**The problem**
Reproduce all the material exactly, minus any pictures it holds.

**Supplied data**

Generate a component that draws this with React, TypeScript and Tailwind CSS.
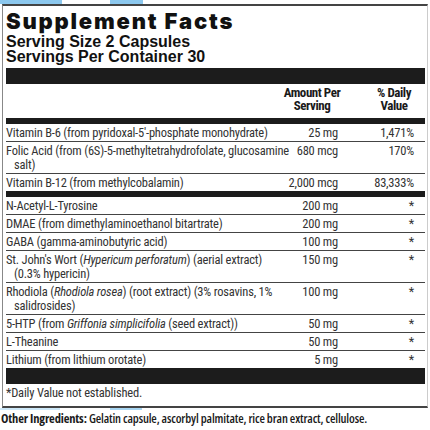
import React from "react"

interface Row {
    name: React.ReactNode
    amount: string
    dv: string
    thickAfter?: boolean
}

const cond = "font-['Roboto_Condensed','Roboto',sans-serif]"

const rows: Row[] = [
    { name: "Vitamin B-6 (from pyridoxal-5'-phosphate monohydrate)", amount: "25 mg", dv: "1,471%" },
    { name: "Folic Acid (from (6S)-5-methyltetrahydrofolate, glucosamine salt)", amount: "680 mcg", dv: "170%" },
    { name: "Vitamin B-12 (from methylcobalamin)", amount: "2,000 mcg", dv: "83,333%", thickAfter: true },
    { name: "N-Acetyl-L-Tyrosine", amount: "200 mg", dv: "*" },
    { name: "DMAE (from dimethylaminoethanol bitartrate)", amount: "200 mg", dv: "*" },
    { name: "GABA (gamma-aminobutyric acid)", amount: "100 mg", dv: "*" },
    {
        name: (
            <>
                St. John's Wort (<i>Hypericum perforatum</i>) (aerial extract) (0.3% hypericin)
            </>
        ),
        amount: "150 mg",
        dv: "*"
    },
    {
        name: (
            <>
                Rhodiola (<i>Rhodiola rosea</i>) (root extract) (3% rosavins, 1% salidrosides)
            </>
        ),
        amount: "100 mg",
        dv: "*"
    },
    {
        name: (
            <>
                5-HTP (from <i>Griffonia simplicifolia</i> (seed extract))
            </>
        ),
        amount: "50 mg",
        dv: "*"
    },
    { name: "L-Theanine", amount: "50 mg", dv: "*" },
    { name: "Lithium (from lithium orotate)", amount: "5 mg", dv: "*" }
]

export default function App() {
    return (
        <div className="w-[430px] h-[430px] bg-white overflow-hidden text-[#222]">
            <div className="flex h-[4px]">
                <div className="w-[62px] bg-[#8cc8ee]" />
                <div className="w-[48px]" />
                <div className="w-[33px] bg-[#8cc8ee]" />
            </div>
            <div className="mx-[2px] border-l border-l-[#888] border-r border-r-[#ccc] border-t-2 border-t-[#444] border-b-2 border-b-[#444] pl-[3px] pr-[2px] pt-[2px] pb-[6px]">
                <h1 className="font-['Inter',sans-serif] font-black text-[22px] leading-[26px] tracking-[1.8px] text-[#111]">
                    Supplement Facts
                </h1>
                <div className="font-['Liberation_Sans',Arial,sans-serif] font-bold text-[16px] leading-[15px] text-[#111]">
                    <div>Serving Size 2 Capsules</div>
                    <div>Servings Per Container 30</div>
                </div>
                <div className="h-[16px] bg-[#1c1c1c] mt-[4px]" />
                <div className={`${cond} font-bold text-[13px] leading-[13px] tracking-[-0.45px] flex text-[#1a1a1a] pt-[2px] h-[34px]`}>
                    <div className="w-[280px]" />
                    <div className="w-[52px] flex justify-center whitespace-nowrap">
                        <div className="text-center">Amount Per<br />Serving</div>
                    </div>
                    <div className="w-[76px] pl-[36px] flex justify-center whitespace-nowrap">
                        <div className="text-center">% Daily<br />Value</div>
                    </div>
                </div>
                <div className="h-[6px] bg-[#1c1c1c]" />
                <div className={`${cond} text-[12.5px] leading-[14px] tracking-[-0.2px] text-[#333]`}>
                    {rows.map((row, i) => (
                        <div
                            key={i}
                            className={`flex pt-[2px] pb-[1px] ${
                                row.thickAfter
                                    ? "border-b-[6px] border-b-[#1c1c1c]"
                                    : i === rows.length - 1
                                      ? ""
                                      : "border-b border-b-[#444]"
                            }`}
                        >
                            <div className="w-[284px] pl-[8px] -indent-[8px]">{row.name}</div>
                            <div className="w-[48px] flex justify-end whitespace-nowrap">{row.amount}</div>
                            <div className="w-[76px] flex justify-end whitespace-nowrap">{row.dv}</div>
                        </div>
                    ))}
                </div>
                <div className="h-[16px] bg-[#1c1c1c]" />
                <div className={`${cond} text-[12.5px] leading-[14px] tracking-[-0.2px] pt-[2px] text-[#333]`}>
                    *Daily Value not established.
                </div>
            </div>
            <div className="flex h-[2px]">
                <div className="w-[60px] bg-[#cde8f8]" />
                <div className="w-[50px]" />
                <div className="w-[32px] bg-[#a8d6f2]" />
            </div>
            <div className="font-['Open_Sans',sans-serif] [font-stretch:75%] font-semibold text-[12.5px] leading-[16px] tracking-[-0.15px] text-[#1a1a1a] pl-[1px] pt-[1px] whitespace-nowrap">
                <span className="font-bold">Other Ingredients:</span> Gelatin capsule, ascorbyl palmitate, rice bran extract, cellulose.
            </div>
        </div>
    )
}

**Response to this task**
Generate a component that draws this with React, TypeScript and Tailwind CSS.
import React from "react"

interface Row {
    name: React.ReactNode
    amount: string
    dv: string
    thickAfter?: boolean
}

const cond = "font-['Roboto_Condensed','Roboto',sans-serif]"

const rows: Row[] = [
    { name: "Vitamin B-6 (from pyridoxal-5'-phosphate monohydrate)", amount: "25 mg", dv: "1,471%" },
    { name: "Folic Acid (from (6S)-5-methyltetrahydrofolate, glucosamine salt)", amount: "680 mcg", dv: "170%" },
    { name: "Vitamin B-12 (from methylcobalamin)", amount: "2,000 mcg", dv: "83,333%", thickAfter: true },
    { name: "N-Acetyl-L-Tyrosine", amount: "200 mg", dv: "*" },
    { name: "DMAE (from dimethylaminoethanol bitartrate)", amount: "200 mg", dv: "*" },
    { name: "GABA (gamma-aminobutyric acid)", amount: "100 mg", dv: "*" },
    {
        name: (
            <>
                St. John's Wort (<i>Hypericum perforatum</i>) (aerial extract) (0.3% hypericin)
            </>
        ),
        amount: "150 mg",
        dv: "*"
    },
    {
        name: (
            <>
                Rhodiola (<i>Rhodiola rosea</i>) (root extract) (3% rosavins, 1% salidrosides)
            </>
        ),
        amount: "100 mg",
        dv: "*"
    },
    {
        name: (
            <>
                5-HTP (from <i>Griffonia simplicifolia</i> (seed extract))
            </>
        ),
        amount: "50 mg",
        dv: "*"
    },
    { name: "L-Theanine", amount: "50 mg", dv: "*" },
    { name: "Lithium (from lithium orotate)", amount: "5 mg", dv: "*" }
]

export default function App() {
    return (
        <div className="w-[430px] h-[430px] bg-white overflow-hidden text-[#222]">
            <div className="flex h-[4px]">
                <div className="w-[62px] bg-[#8cc8ee]" />
                <div className="w-[48px]" />
                <div className="w-[33px] bg-[#8cc8ee]" />
            </div>
            <div className="mx-[2px] border-l border-l-[#888] border-r border-r-[#ccc] border-t-2 border-t-[#444] border-b-2 border-b-[#444] pl-[3px] pr-[2px] pt-[2px] pb-[6px]">
                <h1 className="font-['Inter',sans-serif] font-black text-[22px] leading-[26px] tracking-[1.8px] text-[#111]">
                    Supplement Facts
                </h1>
                <div className="font-['Liberation_Sans',Arial,sans-serif] font-bold text-[16px] leading-[15px] text-[#111]">
                    <div>Serving Size 2 Capsules</div>
                    <div>Servings Per Container 30</div>
                </div>
                <div className="h-[16px] bg-[#1c1c1c] mt-[4px]" />
                <div className={`${cond} font-bold text-[13px] leading-[13px] tracking-[-0.45px] flex text-[#1a1a1a] pt-[2px] h-[34px]`}>
                    <div className="w-[280px]" />
                    <div className="w-[52px] flex justify-center whitespace-nowrap">
                        <div className="text-center">Amount Per<br />Serving</div>
                    </div>
                    <div className="w-[76px] pl-[36px] flex justify-center whitespace-nowrap">
                        <div className="text-center">% Daily<br />Value</div>
                    </div>
                </div>
                <div className="h-[6px] bg-[#1c1c1c]" />
                <div className={`${cond} text-[12.5px] leading-[14px] tracking-[-0.2px] text-[#333]`}>
                    {rows.map((row, i) => (
                        <div
                            key={i}
                            className={`flex pt-[2px] pb-[1px] ${
                                row.thickAfter
                                    ? "border-b-[6px] border-b-[#1c1c1c]"
                                    : i === rows.length - 1
                                      ? ""
                                      : "border-b border-b-[#444]"
                            }`}
                        >
                            <div className="w-[284px] pl-[8px] -indent-[8px]">{row.name}</div>
                            <div className="w-[48px] flex justify-end whitespace-nowrap">{row.amount}</div>
                            <div className="w-[76px] flex justify-end whitespace-nowrap">{row.dv}</div>
                        </div>
                    ))}
                </div>
                <div className="h-[16px] bg-[#1c1c1c]" />
                <div className={`${cond} text-[12.5px] leading-[14px] tracking-[-0.2px] pt-[2px] text-[#333]`}>
                    *Daily Value not established.
                </div>
            </div>
            <div className="flex h-[2px]">
                <div className="w-[60px] bg-[#cde8f8]" />
                <div className="w-[50px]" />
                <div className="w-[32px] bg-[#a8d6f2]" />
            </div>
            <div className="font-['Open_Sans',sans-serif] [font-stretch:75%] font-semibold text-[12.5px] leading-[16px] tracking-[-0.15px] text-[#1a1a1a] pl-[1px] pt-[1px] whitespace-nowrap">
                <span className="font-bold">Other Ingredients:</span> Gelatin capsule, ascorbyl palmitate, rice bran extract, cellulose.
            </div>
        </div>
    )
}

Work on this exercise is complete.